▶ [WORK TO BE COMPLETED]: Of all the lines in the material, how many include the word "this"? Reply with the number alone.

▶ [RECORDS FOR PROCESSING]:
****************************************

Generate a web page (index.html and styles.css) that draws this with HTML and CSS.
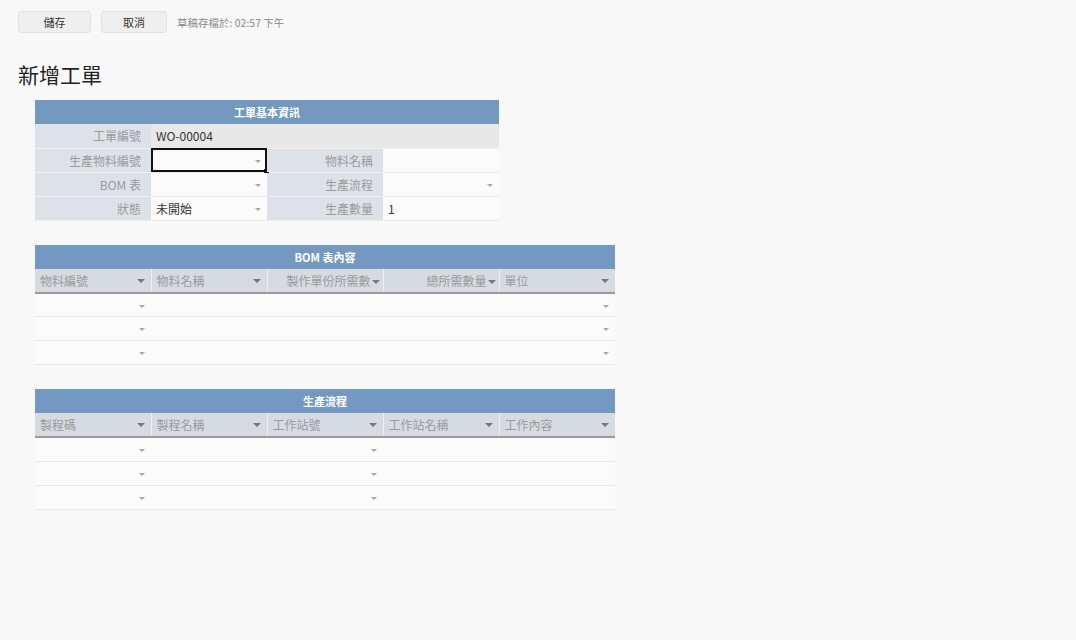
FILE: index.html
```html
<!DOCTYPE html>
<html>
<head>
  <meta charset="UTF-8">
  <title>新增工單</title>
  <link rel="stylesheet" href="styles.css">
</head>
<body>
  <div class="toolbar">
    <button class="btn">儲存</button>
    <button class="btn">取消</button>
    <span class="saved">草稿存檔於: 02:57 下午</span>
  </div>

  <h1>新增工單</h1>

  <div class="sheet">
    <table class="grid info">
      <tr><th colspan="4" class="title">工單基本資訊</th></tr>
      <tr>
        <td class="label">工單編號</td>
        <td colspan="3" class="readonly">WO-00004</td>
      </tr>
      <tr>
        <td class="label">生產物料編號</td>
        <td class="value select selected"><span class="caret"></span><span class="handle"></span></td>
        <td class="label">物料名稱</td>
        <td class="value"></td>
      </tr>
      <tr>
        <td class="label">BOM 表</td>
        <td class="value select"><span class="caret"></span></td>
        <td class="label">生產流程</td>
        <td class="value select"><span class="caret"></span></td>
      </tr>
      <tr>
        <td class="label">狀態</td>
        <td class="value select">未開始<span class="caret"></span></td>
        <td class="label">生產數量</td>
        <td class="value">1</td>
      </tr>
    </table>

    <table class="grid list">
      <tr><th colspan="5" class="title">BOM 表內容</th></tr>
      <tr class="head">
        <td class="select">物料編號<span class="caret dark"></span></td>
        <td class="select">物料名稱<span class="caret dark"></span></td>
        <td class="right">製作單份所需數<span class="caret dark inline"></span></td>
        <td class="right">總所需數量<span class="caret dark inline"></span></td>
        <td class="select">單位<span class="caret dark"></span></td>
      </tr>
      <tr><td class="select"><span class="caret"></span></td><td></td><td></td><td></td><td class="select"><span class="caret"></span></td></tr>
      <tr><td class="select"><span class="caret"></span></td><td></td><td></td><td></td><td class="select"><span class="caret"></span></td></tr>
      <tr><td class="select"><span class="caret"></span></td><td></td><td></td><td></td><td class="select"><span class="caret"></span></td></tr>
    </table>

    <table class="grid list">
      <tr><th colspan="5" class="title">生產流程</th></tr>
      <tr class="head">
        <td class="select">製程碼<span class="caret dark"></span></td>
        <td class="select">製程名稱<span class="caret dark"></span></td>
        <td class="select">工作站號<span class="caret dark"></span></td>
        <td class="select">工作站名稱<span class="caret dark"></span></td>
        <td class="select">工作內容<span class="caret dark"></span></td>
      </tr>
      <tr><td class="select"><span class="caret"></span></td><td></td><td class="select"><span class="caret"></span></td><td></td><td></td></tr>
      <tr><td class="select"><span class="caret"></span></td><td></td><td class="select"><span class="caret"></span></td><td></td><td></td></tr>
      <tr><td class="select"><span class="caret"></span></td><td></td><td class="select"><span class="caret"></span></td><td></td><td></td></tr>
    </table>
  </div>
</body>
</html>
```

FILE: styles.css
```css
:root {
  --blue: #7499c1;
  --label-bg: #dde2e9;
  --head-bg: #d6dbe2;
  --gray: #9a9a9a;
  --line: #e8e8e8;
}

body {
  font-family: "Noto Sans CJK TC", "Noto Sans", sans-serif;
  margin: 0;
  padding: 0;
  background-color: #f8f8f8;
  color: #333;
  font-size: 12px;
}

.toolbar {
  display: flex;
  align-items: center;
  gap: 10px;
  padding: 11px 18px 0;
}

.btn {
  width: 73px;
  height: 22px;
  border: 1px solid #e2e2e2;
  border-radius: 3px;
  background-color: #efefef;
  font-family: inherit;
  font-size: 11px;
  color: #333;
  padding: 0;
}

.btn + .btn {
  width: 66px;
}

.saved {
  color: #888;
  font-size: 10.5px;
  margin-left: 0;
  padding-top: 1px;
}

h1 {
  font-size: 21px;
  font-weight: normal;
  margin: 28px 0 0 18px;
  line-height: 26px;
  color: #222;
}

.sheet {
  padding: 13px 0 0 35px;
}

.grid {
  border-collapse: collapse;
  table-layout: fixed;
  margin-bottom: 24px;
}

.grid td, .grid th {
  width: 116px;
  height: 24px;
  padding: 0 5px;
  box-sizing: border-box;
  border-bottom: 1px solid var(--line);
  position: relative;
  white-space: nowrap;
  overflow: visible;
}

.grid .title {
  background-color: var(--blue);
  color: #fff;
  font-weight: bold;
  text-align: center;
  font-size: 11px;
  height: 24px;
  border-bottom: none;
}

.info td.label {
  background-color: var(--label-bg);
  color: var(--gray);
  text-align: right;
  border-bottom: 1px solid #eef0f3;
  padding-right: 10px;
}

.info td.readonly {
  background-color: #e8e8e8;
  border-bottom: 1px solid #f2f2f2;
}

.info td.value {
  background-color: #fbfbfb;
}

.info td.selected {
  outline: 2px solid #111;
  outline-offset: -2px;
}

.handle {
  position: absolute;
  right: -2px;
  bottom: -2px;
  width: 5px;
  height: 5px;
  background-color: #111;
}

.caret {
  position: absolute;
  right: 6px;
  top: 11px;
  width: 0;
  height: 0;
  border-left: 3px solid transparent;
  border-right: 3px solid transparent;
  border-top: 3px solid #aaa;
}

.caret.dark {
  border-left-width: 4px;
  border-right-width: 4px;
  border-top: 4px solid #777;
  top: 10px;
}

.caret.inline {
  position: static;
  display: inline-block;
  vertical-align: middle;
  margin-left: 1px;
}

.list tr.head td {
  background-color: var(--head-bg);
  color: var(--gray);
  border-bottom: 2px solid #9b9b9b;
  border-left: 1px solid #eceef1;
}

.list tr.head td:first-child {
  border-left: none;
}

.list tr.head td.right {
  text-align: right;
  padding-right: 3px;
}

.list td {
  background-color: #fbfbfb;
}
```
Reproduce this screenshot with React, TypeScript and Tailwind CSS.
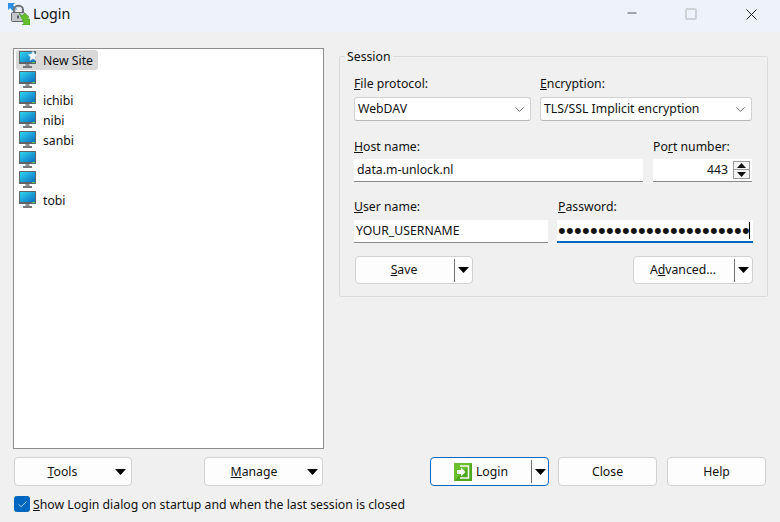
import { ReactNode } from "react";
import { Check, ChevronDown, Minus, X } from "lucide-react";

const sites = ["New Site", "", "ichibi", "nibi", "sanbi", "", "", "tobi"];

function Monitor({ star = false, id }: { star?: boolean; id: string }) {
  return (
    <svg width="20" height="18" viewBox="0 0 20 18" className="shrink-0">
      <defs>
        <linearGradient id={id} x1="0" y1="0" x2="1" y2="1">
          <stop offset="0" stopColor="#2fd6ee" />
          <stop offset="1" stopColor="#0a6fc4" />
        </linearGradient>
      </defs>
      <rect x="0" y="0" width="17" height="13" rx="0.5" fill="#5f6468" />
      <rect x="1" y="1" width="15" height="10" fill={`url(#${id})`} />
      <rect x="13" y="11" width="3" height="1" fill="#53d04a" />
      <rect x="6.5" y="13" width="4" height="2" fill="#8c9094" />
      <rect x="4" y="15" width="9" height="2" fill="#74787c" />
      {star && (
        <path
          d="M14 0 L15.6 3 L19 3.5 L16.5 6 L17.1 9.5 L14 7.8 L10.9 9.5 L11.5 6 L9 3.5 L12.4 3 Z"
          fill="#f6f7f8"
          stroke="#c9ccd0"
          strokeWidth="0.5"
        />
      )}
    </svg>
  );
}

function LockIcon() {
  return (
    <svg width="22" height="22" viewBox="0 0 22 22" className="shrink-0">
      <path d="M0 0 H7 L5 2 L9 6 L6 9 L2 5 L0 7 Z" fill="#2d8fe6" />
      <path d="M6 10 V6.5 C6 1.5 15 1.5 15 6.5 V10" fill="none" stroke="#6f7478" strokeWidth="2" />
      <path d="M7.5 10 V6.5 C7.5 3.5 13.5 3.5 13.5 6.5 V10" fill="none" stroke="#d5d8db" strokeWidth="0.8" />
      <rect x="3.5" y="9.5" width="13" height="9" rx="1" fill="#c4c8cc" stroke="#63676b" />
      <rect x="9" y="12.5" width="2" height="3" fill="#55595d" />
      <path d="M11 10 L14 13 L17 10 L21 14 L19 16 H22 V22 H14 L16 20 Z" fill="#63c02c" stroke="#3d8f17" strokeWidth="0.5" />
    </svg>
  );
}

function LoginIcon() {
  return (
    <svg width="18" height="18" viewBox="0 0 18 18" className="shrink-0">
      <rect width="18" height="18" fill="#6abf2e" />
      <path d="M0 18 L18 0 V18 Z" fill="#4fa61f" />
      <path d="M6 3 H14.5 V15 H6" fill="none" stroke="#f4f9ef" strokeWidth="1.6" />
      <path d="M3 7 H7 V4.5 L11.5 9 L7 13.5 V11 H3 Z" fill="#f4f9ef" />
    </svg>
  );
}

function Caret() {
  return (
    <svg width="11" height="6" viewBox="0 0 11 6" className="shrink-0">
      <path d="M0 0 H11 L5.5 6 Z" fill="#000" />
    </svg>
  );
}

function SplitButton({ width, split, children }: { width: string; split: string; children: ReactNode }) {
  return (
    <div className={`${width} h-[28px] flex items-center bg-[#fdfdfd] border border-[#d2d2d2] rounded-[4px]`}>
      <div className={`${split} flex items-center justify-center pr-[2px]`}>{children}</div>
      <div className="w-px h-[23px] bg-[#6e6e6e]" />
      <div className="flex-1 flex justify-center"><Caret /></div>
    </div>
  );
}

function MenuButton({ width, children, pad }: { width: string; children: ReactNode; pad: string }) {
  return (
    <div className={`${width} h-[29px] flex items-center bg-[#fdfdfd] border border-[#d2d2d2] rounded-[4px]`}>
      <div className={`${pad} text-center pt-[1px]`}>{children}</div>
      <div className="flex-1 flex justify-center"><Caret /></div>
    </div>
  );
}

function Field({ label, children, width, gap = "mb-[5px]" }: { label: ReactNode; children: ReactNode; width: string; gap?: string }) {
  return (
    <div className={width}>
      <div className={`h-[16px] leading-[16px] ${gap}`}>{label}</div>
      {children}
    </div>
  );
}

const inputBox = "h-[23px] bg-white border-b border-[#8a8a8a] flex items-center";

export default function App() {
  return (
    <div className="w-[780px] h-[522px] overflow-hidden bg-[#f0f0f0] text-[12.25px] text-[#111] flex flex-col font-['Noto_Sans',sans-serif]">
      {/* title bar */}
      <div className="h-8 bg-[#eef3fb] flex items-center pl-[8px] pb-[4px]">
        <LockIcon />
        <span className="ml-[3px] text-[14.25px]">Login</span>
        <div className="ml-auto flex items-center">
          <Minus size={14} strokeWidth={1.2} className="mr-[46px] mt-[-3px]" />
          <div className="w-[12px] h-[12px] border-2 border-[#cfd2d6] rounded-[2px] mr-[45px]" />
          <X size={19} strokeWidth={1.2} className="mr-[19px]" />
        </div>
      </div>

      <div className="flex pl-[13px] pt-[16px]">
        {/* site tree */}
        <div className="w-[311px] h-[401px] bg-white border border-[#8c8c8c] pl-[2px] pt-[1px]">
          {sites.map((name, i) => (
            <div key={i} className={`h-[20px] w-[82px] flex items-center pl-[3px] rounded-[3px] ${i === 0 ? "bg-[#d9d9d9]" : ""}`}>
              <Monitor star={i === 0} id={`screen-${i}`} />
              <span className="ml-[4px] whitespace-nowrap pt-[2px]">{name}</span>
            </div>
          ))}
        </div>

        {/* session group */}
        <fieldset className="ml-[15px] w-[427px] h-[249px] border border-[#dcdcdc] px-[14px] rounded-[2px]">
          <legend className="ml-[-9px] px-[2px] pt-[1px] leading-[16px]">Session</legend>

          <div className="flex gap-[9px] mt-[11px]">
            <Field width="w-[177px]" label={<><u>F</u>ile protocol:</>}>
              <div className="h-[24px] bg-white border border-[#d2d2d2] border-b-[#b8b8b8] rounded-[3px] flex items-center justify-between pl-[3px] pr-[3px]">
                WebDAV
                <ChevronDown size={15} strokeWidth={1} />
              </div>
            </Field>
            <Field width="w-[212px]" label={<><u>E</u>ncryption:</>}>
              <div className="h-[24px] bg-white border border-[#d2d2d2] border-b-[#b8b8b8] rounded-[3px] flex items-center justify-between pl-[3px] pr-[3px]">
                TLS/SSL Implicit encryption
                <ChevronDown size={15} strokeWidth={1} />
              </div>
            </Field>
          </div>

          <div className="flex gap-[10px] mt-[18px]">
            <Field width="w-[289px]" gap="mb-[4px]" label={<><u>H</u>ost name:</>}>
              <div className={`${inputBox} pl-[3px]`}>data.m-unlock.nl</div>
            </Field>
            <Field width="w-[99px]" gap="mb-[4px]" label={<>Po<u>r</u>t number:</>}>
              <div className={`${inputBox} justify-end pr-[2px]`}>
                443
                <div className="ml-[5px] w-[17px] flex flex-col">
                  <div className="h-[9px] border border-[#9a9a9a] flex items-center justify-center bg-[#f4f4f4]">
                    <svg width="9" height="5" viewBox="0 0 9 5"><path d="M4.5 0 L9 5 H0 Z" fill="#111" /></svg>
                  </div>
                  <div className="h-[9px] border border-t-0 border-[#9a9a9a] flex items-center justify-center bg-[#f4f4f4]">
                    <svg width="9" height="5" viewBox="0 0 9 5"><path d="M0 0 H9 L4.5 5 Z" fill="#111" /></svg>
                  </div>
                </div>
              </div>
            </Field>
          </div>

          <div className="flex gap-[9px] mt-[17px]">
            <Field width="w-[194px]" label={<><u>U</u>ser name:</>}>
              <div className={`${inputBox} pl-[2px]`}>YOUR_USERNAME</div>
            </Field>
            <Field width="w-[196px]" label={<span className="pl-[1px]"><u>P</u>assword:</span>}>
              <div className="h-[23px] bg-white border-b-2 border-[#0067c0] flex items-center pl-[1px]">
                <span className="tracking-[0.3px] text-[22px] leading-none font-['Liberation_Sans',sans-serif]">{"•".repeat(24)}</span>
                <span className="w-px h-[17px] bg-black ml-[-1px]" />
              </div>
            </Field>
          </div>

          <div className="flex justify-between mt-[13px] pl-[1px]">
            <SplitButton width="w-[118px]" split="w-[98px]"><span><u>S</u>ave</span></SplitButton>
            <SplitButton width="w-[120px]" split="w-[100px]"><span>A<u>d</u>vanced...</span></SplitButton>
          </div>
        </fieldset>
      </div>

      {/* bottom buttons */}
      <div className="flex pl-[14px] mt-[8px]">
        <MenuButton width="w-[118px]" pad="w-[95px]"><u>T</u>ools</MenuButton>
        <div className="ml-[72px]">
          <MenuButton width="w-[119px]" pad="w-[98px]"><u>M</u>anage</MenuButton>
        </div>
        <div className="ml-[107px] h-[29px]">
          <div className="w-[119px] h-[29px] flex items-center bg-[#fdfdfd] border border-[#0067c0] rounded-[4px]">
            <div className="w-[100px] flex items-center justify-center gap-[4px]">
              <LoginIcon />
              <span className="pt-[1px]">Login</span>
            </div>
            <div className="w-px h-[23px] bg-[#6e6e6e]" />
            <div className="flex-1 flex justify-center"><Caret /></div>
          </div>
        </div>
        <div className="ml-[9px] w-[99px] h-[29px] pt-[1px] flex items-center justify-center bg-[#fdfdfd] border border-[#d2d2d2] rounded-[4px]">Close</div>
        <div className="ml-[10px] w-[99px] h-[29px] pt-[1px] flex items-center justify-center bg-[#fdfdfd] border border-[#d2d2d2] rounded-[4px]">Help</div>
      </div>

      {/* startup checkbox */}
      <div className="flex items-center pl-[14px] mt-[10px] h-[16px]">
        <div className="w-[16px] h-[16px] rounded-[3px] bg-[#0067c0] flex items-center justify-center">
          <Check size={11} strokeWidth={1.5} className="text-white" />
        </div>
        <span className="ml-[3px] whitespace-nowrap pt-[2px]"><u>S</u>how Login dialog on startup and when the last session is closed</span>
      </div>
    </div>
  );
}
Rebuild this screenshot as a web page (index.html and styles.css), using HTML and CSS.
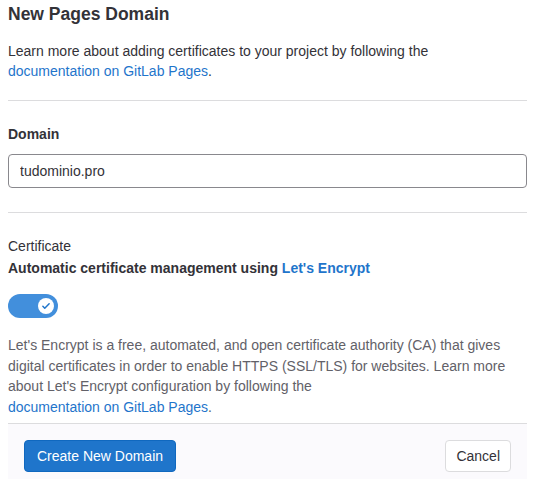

****************************************

▶ [OUTPUT OF THE TASK]: 3